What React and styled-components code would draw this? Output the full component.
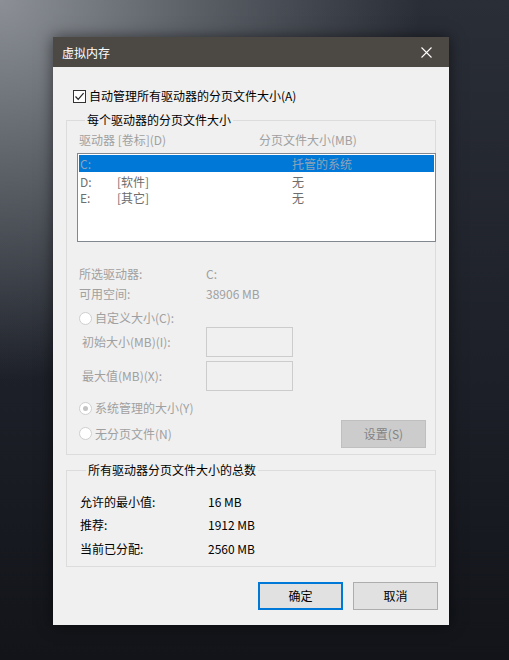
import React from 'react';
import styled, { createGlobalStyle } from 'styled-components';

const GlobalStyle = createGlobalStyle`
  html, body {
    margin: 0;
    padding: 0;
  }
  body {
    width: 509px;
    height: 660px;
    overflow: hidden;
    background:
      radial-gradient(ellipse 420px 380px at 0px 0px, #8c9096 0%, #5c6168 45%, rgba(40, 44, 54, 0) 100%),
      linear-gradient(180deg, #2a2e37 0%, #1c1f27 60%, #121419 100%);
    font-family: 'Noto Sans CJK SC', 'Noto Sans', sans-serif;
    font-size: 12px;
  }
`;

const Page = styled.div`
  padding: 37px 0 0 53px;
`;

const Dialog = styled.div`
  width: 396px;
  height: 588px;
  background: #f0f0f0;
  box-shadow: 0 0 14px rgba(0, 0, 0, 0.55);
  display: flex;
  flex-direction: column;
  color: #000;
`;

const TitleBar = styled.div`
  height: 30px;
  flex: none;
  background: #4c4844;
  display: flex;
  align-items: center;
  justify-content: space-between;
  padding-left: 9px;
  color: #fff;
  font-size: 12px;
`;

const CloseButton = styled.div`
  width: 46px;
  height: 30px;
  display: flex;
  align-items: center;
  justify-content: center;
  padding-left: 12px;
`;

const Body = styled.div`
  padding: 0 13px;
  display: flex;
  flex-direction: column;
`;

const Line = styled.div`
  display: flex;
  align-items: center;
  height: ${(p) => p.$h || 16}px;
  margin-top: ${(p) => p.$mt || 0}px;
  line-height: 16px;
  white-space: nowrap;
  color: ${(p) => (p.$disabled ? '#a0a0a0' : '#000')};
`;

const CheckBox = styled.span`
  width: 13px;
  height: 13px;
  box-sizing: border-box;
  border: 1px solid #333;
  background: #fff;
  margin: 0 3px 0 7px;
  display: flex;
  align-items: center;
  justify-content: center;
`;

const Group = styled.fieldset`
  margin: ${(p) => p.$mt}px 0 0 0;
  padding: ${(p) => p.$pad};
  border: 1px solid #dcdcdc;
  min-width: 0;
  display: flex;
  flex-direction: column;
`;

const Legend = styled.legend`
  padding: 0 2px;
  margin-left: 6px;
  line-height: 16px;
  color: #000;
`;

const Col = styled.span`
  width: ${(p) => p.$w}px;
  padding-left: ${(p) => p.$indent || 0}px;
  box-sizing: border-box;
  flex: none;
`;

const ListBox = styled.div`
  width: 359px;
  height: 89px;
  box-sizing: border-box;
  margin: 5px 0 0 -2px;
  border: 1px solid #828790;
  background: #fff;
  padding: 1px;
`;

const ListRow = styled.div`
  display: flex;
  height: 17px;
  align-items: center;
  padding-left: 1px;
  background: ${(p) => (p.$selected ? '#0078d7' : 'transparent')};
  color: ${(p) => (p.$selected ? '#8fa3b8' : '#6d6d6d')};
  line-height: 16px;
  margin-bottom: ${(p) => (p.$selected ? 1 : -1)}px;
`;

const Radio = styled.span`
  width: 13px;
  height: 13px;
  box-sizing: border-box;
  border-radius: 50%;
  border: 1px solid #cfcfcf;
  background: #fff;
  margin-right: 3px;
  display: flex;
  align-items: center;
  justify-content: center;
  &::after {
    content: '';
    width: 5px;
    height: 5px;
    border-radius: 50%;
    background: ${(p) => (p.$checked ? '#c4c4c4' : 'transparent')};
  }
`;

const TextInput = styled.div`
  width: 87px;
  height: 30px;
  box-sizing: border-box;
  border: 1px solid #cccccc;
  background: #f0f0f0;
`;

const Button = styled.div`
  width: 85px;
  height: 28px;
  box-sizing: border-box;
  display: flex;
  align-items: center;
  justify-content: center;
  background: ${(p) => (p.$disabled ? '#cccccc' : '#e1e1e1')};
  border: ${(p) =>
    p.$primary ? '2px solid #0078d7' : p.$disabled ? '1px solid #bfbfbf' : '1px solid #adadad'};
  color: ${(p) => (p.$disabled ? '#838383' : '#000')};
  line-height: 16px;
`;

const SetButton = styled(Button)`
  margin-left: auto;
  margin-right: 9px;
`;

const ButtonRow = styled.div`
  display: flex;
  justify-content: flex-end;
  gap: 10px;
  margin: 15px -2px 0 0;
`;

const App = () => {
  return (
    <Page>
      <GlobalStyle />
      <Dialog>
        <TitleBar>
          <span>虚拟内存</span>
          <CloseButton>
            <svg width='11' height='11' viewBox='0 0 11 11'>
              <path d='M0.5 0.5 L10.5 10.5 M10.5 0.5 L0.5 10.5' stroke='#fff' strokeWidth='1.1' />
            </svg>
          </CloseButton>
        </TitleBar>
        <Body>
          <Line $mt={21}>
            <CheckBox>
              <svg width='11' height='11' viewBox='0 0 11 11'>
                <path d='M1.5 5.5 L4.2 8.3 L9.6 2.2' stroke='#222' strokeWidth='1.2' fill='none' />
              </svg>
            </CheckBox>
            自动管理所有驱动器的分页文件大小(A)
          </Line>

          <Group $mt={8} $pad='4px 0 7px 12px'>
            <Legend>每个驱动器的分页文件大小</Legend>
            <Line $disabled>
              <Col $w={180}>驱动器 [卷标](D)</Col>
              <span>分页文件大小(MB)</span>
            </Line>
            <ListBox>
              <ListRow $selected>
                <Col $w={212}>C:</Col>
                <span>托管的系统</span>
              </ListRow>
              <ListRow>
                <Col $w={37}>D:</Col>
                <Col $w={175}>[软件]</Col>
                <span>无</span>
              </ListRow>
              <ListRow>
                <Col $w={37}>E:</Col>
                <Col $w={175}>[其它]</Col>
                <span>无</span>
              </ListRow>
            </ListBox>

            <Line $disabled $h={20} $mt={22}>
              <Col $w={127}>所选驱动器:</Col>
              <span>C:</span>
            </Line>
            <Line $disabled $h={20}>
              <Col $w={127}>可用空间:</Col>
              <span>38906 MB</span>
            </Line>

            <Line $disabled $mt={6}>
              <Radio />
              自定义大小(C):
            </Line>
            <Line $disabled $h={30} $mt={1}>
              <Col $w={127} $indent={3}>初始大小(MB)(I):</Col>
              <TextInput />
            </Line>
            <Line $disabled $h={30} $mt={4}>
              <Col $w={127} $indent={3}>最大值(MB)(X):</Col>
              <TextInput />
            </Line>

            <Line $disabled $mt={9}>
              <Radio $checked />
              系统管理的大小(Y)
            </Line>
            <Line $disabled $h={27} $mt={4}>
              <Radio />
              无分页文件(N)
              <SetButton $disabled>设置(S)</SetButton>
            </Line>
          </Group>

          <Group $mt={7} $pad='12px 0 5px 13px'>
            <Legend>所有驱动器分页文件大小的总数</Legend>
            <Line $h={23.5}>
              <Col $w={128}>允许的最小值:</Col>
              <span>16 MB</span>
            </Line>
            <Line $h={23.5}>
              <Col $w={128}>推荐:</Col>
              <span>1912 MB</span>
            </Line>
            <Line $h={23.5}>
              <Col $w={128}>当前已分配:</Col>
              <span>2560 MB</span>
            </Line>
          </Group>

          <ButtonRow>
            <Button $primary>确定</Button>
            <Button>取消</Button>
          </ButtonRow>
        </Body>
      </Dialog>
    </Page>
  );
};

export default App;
----
# Problem to work on:
Spot every line that holds "components" and copy it.

# Result:
What React and styled-components code would draw this? Output the full component.
import styled, { createGlobalStyle } from 'styled-components';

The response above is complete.